AIM OF THE TASK :: Print the listing as it stands, omitting all images.

SOURCE MATERIAL ::
* BEGIN *

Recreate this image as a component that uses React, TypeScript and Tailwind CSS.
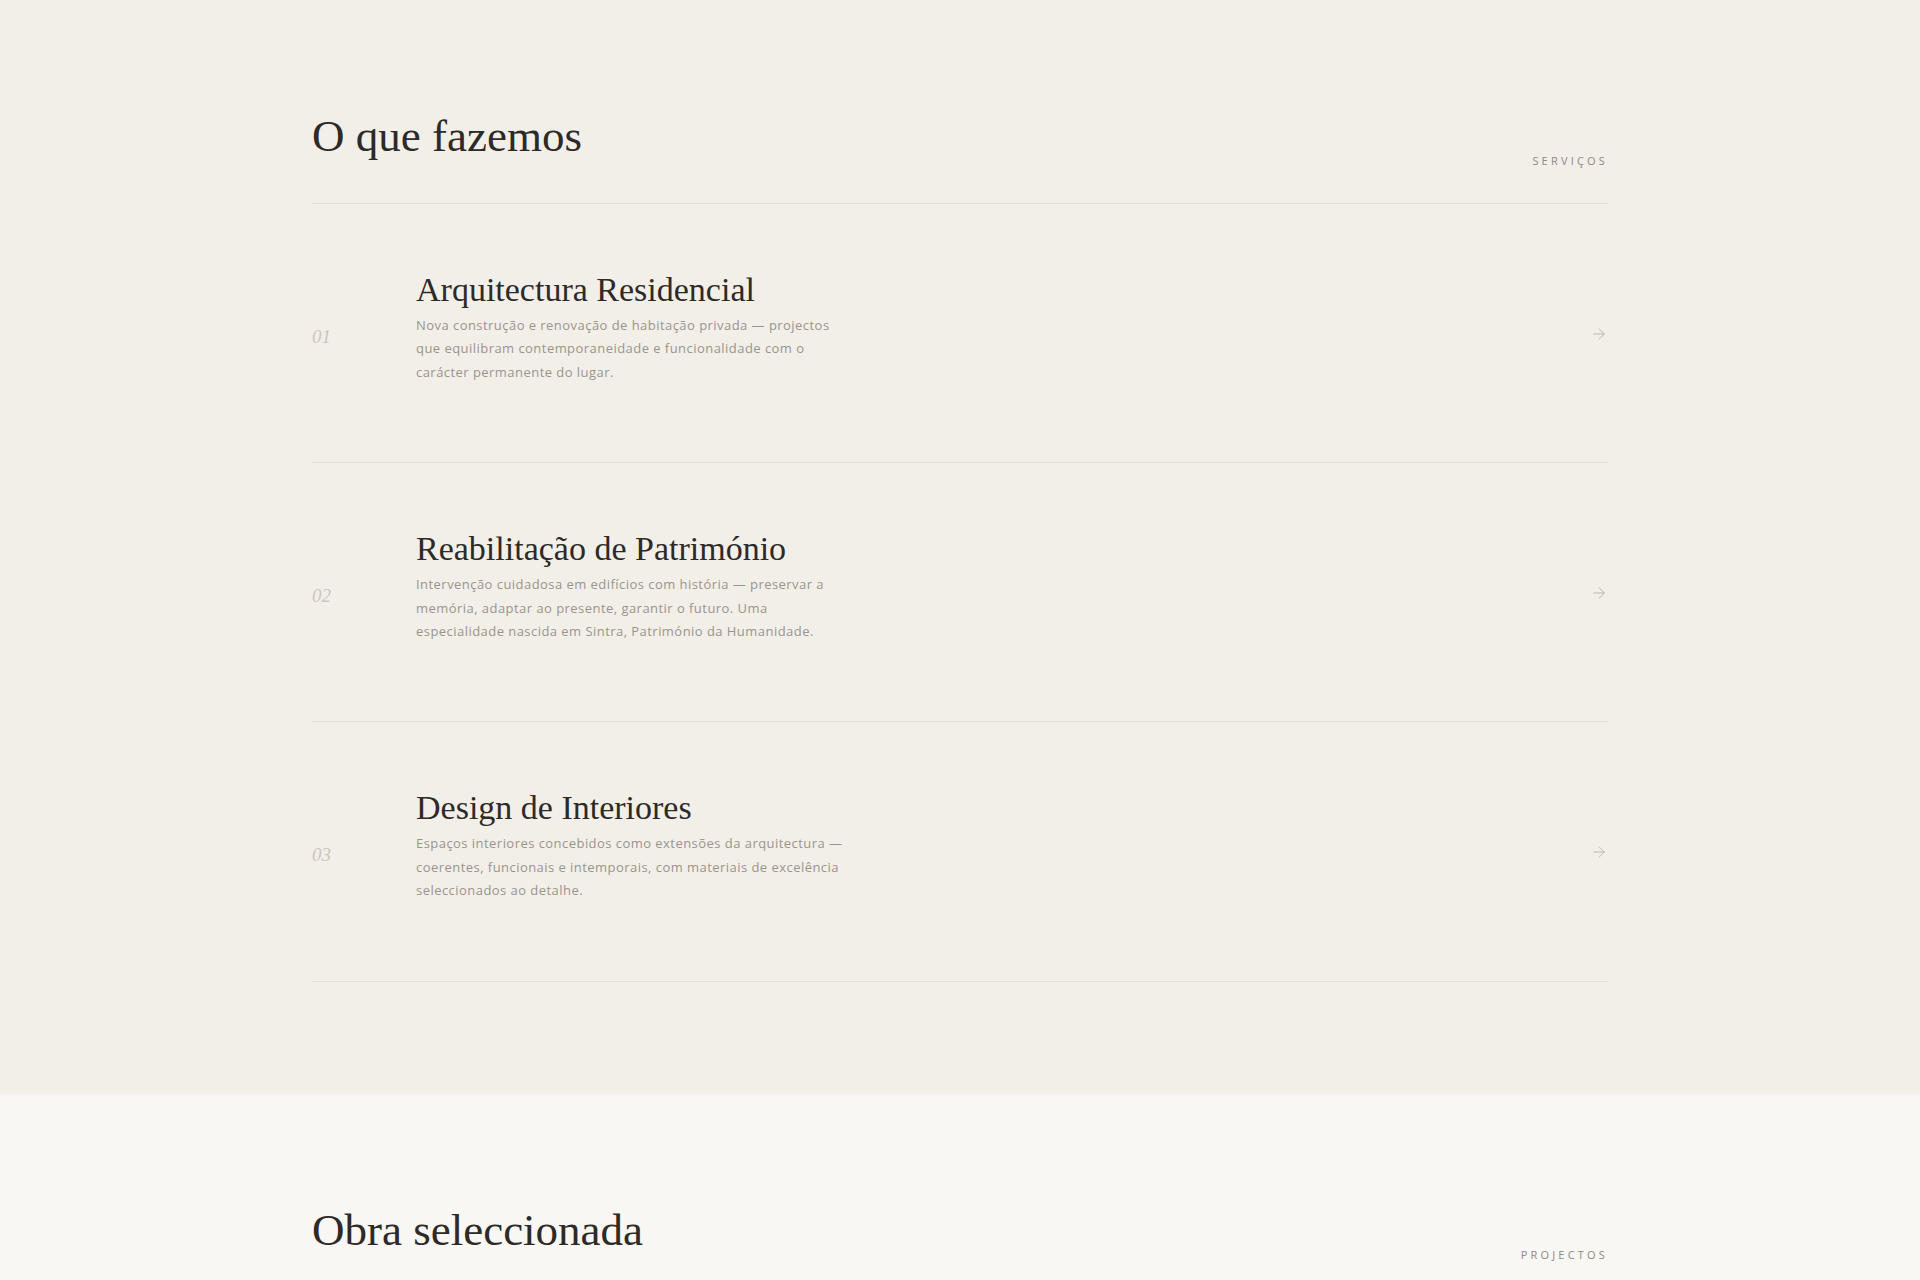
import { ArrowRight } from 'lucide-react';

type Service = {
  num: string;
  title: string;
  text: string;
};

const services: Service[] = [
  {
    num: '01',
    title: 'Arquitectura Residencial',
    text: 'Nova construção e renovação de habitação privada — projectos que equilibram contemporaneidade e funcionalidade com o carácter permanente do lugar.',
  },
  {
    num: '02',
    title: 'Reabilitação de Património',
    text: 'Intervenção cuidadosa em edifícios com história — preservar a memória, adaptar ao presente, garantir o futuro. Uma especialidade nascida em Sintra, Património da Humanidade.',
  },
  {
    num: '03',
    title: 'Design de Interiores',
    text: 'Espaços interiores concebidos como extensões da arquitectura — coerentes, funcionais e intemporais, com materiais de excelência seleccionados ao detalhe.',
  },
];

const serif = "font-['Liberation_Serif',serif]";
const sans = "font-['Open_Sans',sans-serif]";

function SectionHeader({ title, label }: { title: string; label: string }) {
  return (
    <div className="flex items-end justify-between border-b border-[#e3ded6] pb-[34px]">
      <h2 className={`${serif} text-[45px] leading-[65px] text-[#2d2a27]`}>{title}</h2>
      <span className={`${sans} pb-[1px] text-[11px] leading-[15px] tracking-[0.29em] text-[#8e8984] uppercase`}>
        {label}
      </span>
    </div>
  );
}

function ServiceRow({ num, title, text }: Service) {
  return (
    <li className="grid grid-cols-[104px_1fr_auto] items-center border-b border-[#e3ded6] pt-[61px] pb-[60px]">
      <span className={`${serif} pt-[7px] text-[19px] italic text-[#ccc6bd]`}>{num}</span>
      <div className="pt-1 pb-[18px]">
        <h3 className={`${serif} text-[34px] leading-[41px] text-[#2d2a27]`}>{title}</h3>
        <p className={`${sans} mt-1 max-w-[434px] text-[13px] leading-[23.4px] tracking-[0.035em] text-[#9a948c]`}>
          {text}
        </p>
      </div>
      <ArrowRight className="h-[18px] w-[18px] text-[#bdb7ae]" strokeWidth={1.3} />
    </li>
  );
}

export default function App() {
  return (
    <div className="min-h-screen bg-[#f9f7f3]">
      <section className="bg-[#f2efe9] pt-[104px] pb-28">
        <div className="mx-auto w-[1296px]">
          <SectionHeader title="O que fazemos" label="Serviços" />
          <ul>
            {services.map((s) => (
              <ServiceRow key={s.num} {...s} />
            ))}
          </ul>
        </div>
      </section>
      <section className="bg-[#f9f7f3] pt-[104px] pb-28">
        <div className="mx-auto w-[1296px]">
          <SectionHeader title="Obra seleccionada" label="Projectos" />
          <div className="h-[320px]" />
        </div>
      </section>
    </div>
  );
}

* END *

FULL RESPONSE ::
Recreate this image as a component that uses React, TypeScript and Tailwind CSS.
import { ArrowRight } from 'lucide-react';

type Service = {
  num: string;
  title: string;
  text: string;
};

const services: Service[] = [
  {
    num: '01',
    title: 'Arquitectura Residencial',
    text: 'Nova construção e renovação de habitação privada — projectos que equilibram contemporaneidade e funcionalidade com o carácter permanente do lugar.',
  },
  {
    num: '02',
    title: 'Reabilitação de Património',
    text: 'Intervenção cuidadosa em edifícios com história — preservar a memória, adaptar ao presente, garantir o futuro. Uma especialidade nascida em Sintra, Património da Humanidade.',
  },
  {
    num: '03',
    title: 'Design de Interiores',
    text: 'Espaços interiores concebidos como extensões da arquitectura — coerentes, funcionais e intemporais, com materiais de excelência seleccionados ao detalhe.',
  },
];

const serif = "font-['Liberation_Serif',serif]";
const sans = "font-['Open_Sans',sans-serif]";

function SectionHeader({ title, label }: { title: string; label: string }) {
  return (
    <div className="flex items-end justify-between border-b border-[#e3ded6] pb-[34px]">
      <h2 className={`${serif} text-[45px] leading-[65px] text-[#2d2a27]`}>{title}</h2>
      <span className={`${sans} pb-[1px] text-[11px] leading-[15px] tracking-[0.29em] text-[#8e8984] uppercase`}>
        {label}
      </span>
    </div>
  );
}

function ServiceRow({ num, title, text }: Service) {
  return (
    <li className="grid grid-cols-[104px_1fr_auto] items-center border-b border-[#e3ded6] pt-[61px] pb-[60px]">
      <span className={`${serif} pt-[7px] text-[19px] italic text-[#ccc6bd]`}>{num}</span>
      <div className="pt-1 pb-[18px]">
        <h3 className={`${serif} text-[34px] leading-[41px] text-[#2d2a27]`}>{title}</h3>
        <p className={`${sans} mt-1 max-w-[434px] text-[13px] leading-[23.4px] tracking-[0.035em] text-[#9a948c]`}>
          {text}
        </p>
      </div>
      <ArrowRight className="h-[18px] w-[18px] text-[#bdb7ae]" strokeWidth={1.3} />
    </li>
  );
}

export default function App() {
  return (
    <div className="min-h-screen bg-[#f9f7f3]">
      <section className="bg-[#f2efe9] pt-[104px] pb-28">
        <div className="mx-auto w-[1296px]">
          <SectionHeader title="O que fazemos" label="Serviços" />
          <ul>
            {services.map((s) => (
              <ServiceRow key={s.num} {...s} />
            ))}
          </ul>
        </div>
      </section>
      <section className="bg-[#f9f7f3] pt-[104px] pb-28">
        <div className="mx-auto w-[1296px]">
          <SectionHeader title="Obra seleccionada" label="Projectos" />
          <div className="h-[320px]" />
        </div>
      </section>
    </div>
  );
}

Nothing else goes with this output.